Among the Brits, I greatly enjoyed Edmund Crispin's The Moving Toyshop, Dorothy Sayers' Gaudy Night, and Josephine Tey's Miss Pym Disposes and The Daughter of Time. And of course the great Ruth Rendell, though as has been pointed out, she came later. My favorite novels by her are Judgment in Stone, A Dark-Adapted Eye, and Lake of Darkness.
Among Americans, I like Margaret Millar, who wrote from the 1940s until the 1970s . She's not really Golden Age, as her work tends to be more noirish and more interested in psychological depth. She wrote beautifully and was brilliant at plotting, with a special gift for Christie-like misdirection and twists. The one everyone always recommends by her is The Beast in View, but I find that one gimmicky and dated. My favorite Millars are An Air That Kills, Ask for Me Tomorrow, Do Evil in Return, and her early gothic thriller The Iron Gates.
I also adore the work of Millar's husband, Ross Macdonald though again, he's not really Golden Age either.

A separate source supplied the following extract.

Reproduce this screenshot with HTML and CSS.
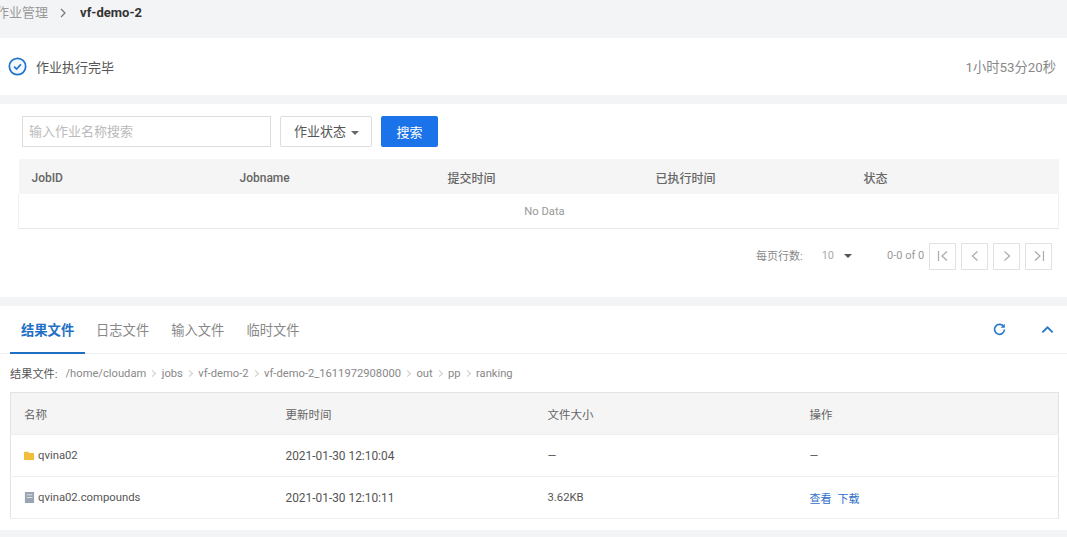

He was one of the foremost practictioners of the hardboiled private eye novel, following in the wake of Chandler and Hammett. He wrote in the genre developed by those writers but with greater psychological depth. He wrote beautifully and his great subject was dysfunctional families, specifically the fucked up children of privilege of California's golden age (1940s through 1970s). My favorite titles by him include The Far Side of the Dollar, The Zebra-Striped Hearse, The Chill, Black Money (which the Cohen brothers tried but alas failed to bring to the big screen), and his early novel The Way Some People Die.

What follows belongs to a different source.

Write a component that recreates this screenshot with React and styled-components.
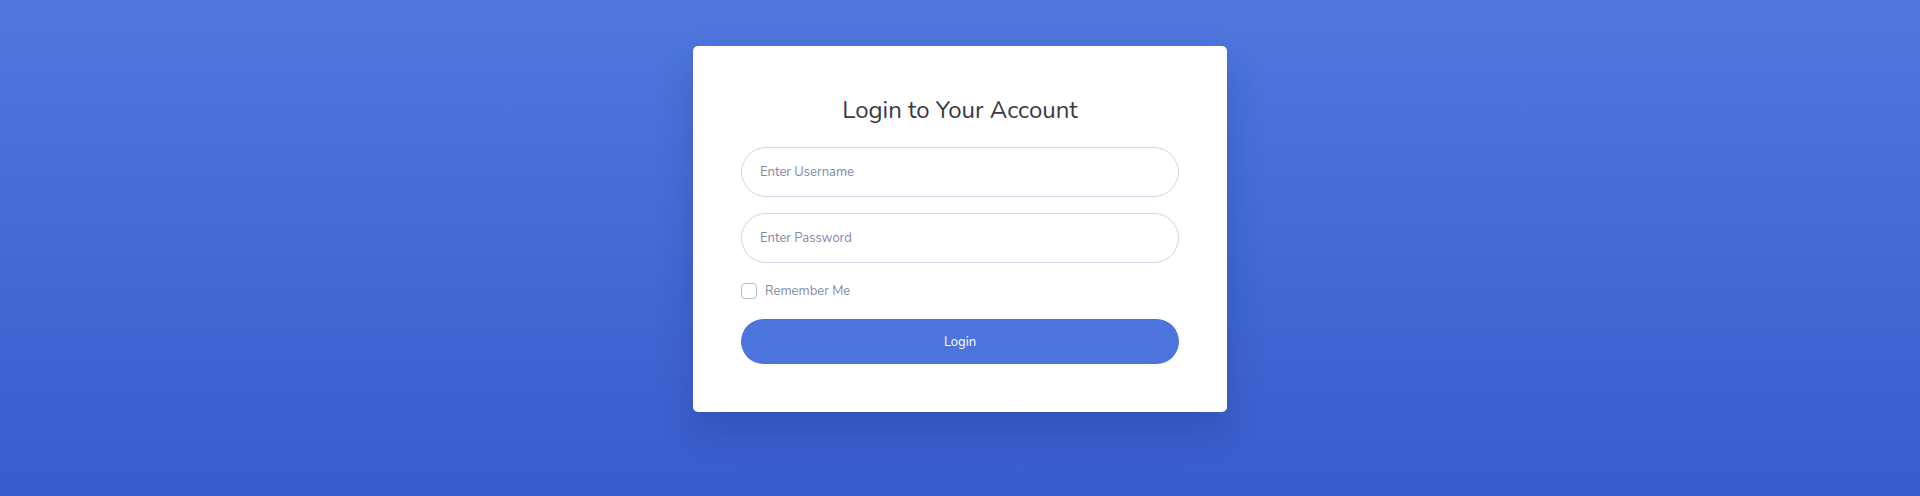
import React, { useState } from 'react'
import styled, { createGlobalStyle } from 'styled-components';

const GlobalStyle = createGlobalStyle`
    * {
        box-sizing: border-box;
    }
    body {
        margin: 0;
        font-family: "Nunito", "Lato", "Open Sans", sans-serif;
    }
`;

export default function App() {
    const [formValues, setFormValues] = useState({
        username: "",
        password: "",
        remember: false
    });

    const handleChange = (e) =>
        setFormValues({
            ...formValues,
            [e.target.name]: e.target.type === "checkbox" ? e.target.checked : e.target.value
        });

    return (
        <Container>
            <GlobalStyle />
            <Card>
                <Title>Login to Your Account</Title>
                <Field
                    type="text"
                    name="username"
                    placeholder="Enter Username"
                    value={formValues.username}
                    onChange={handleChange}
                />
                <Field
                    type="password"
                    name="password"
                    placeholder="Enter Password"
                    value={formValues.password}
                    onChange={handleChange}
                />
                <Remember>
                    <input
                        type="checkbox"
                        name="remember"
                        checked={formValues.remember}
                        onChange={handleChange}
                    />
                    <span>Remember Me</span>
                </Remember>
                <SubmitButton type="button">Login</SubmitButton>
            </Card>
        </Container>
    );
}

const Container = styled.div`
    height: 100vh;
    width: 100vw;
    display: flex;
    justify-content: center;
    align-items: flex-start;
    padding-top: 46px;
    background: linear-gradient(to bottom, #4f78df 0%, #385ccc 100%);
`;

const Card = styled.div`
    width: 534px;
    background-color: #ffffff;
    border-radius: 5px;
    padding: 48px;
    display: flex;
    flex-direction: column;
    box-shadow: 0 18px 36px rgba(20, 30, 90, 0.22);
`;

const Title = styled.h3`
    margin: 0 0 20px;
    text-align: center;
    font-weight: 400;
    font-size: 24px;
    line-height: 33px;
    color: #393a44;
`;

const Field = styled.input`
    height: 50px;
    width: 100%;
    margin-bottom: 16px;
    padding: 0 18px;
    border: 1px solid #d6d3e6;
    border-radius: 25px;
    font-family: inherit;
    font-size: 13px;
    color: #333;
    &::placeholder {
        color: #838aa3;
    }
    &:focus {
        outline: none;
    }
`;

const Remember = styled.label`
    display: flex;
    align-items: center;
    gap: 8px;
    margin: 4px 0 20px;
    height: 16px;
    line-height: 16px;
    font-size: 13px;
    color: #848aa2;
    input {
        appearance: none;
        margin: 0;
        width: 16px;
        height: 16px;
        border: 1px solid #b9b9d2;
        border-radius: 4px;
        background: #fff;
    }
`;

const SubmitButton = styled.button`
    height: 45px;
    border: none;
    border-radius: 23px;
    background-color: #4d74dd;
    color: #ffffff;
    font-family: inherit;
    font-size: 13px;
    cursor: pointer;
`;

However, my favorite crime novelist of all, and the one I recommend most passionately, is Elisabeth Sanxay Holding. She was an American who wrote crime fiction from the 1920s pretty much until her death in 1955. She's been called the godmother of noir and was clearly a major influence on writers who came later like Patricia Highsmith and Ruth Rendell, as she was writing dark, absolutely riveting novels about about psychologically abnormal criminals long before those other two came along.
Raymond Chandler tended to be stingy in his praise of other crime writers, but not when it came to Holding, whom he singled out as one of his favorites. He called her "the top suspense writer of them all" and said "her characters are wonderful; and she has a sort of inner calm which I find very attractive."

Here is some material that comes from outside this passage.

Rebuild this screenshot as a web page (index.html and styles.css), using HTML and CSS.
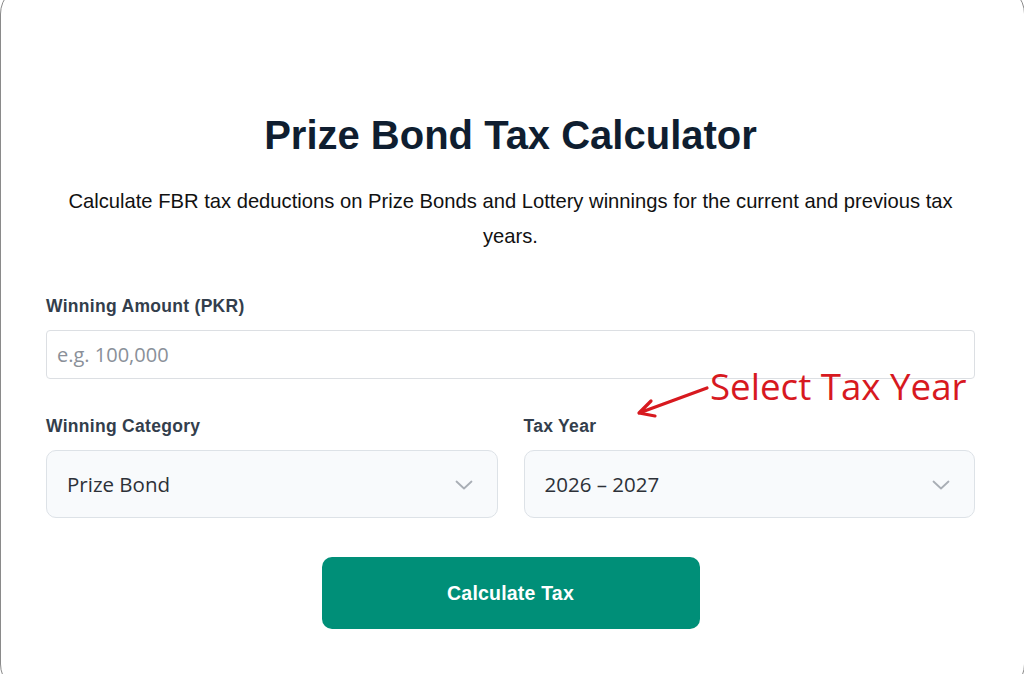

Chandler signed a screenwriting deal and was allowed to choose any novel he wanted to adapt. The one he opted for was The Innocent Mrs. Duff, which imo is Holding's greatest novel. Unfortunately, his script was never made into a film. But another great Holding novel, The Blank Wall, was adapted into a wonderful Max Ophuls film, The Reckless Moment, starring Joan Bennett and James Mason. It was later remade as The Deep End starring Tilda Swinton.
In addition to The Innocent Mrs. Duff and The Blank Wall, my other favorite Elisabeth Sanxay Holding novels include Dark Power, Lady Killer, The Girl Who Had to Die, and Who's Afraid? But really, I've immensely enjoyed every novel by her that I've read (and at this point I've read all but one or two). They are very cinematic and I find it baffling that more of them weren't made into films.
Though her books used to be very hard to find, over the past 20 years or so they've all been brought back into print, often in super-cheap ebook editions. I highly recommend checking her out. You can thank me later.